Planning for Your Own Death - Financial Affairs
In addition to legal considerations surrounding the disposition of your assets and estate, and making your medical wishes known, there are also day-to-day financial considerations that need to be thought through when planning for death.
- Beneficiary Information. It is important to make sure that beneficiaries are appropriately and currently named on all important financial assets you may have, including retirement accounts (such as pensions and 401k accounts, etc.), life insurance plans and other assets. Such assets are not likely to be covered by a durable power of attorney, and it can be difficult, if not impossible, to change or arrange for disbursement of these assets upon someone's death if beneficiary information is outdated or incorrect.
- Medicare and Social Security. Adults approaching retirement age (generally 65-68 years of age depending on the year of birth) should file for Medicare and social security benefits. Generally, it makes sense to apply for such benefits between three and six months prior to the enrollment age to allow for necessary processing time. Social Security benefit payments are determined by the amount of Social Security taxes you paid over your entire employment history.

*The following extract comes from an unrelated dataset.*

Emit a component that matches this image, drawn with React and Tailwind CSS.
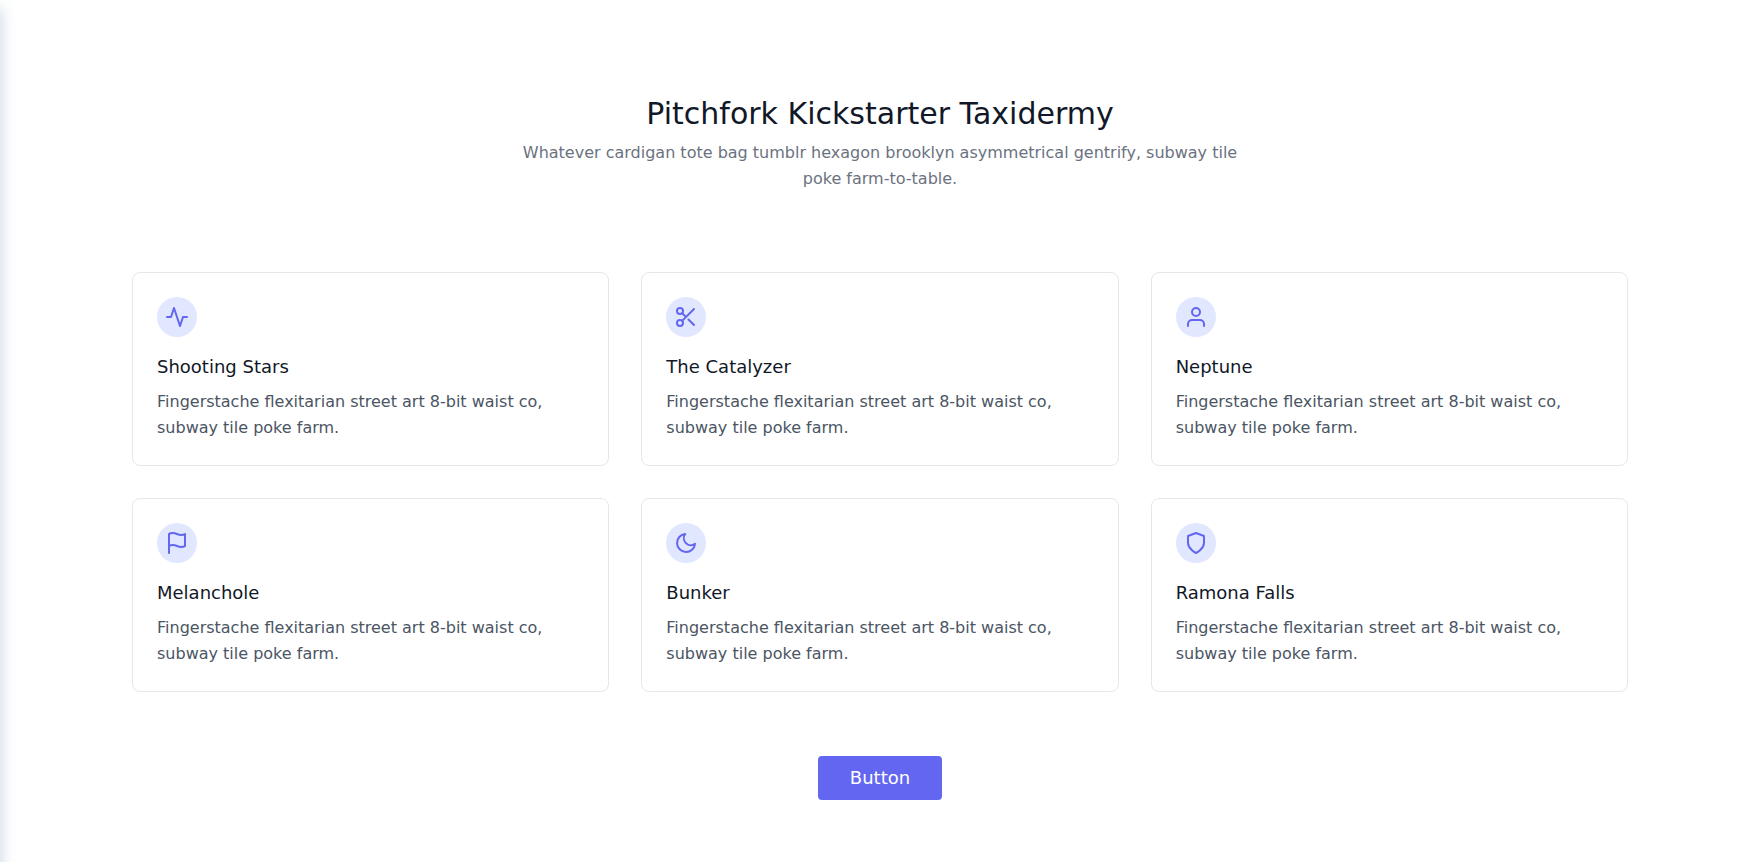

Medicare is a national American health insurance program for people 65 years of age and older, some disabled people under 65 years of age, and people with end-stage renal disease (permanent kidney failure treated with dialysis or a transplant). Medicare's program has three parts which cover different medical concerns. Part A pays for eligible inpatient stays and home health expenses, while part B pays for eligible doctor visits on an outpatient basis, as well as some psychological, physical, occupational, and speech therapy services. Part D, which was introduced in 2007, provides prescription coverage through ten different types of plans. Supplemental health care policies (sometimes called Medigap coverage) may be purchased to cover medical expenses and prescriptions that are not covered by Parts A, B, or D.
- Supplemental Insurance. Unfortunately, Medicare does not cover numerous medical services and expenses. In addition, no one knows whether Social Security will remain solvent (able to pay full benefits to all recipients) in the future. For these reasons, you may consider purchasing a long-term care insurance policy, and/or a supplemental medical insurance policy. These policies can help pay for needed care facilities and treatments that Medicare will not. Be sure to do your homework in investigating these plans. Many have strict stipulations and rules governing coverage. Most of these policies have a lifetime maximum benefit level, and many have daily and monthly maximums as well. There are also usually set criteria that trigger coverage, so not all conditions or situations will result in benefits even though the insurances have been paid for in advance. Because such plans may also have eligibility requirements, those who are already have a pre-existing condition may be denied coverage.
- Trusts. A trust is a legal device into which a person's assets can be contributed. Monies contributed into the trust are no longer the property of the individual (called the grantor, donor, or settlor), but instead now belong to the trust. The trust can be set up in various ways, but many are designed to pay a small amount to the beneficiary during the grantor's lifetime, and then disburse the remainder of the assets upon the grantor's death. One benefit of setting up a trust is that they can be used to shield assets that would otherwise need to be sold off to pay for your care (e.g., such as your house) before you become eligible for government health care benefits. In order for this trick to work, however, the trust must be set up years in advance of your need for care. Trusts are a complex legal device that can only be created and managed by a knowledgeable lawyer. Consult with a lawyer who handles estate planning for further information on trusts.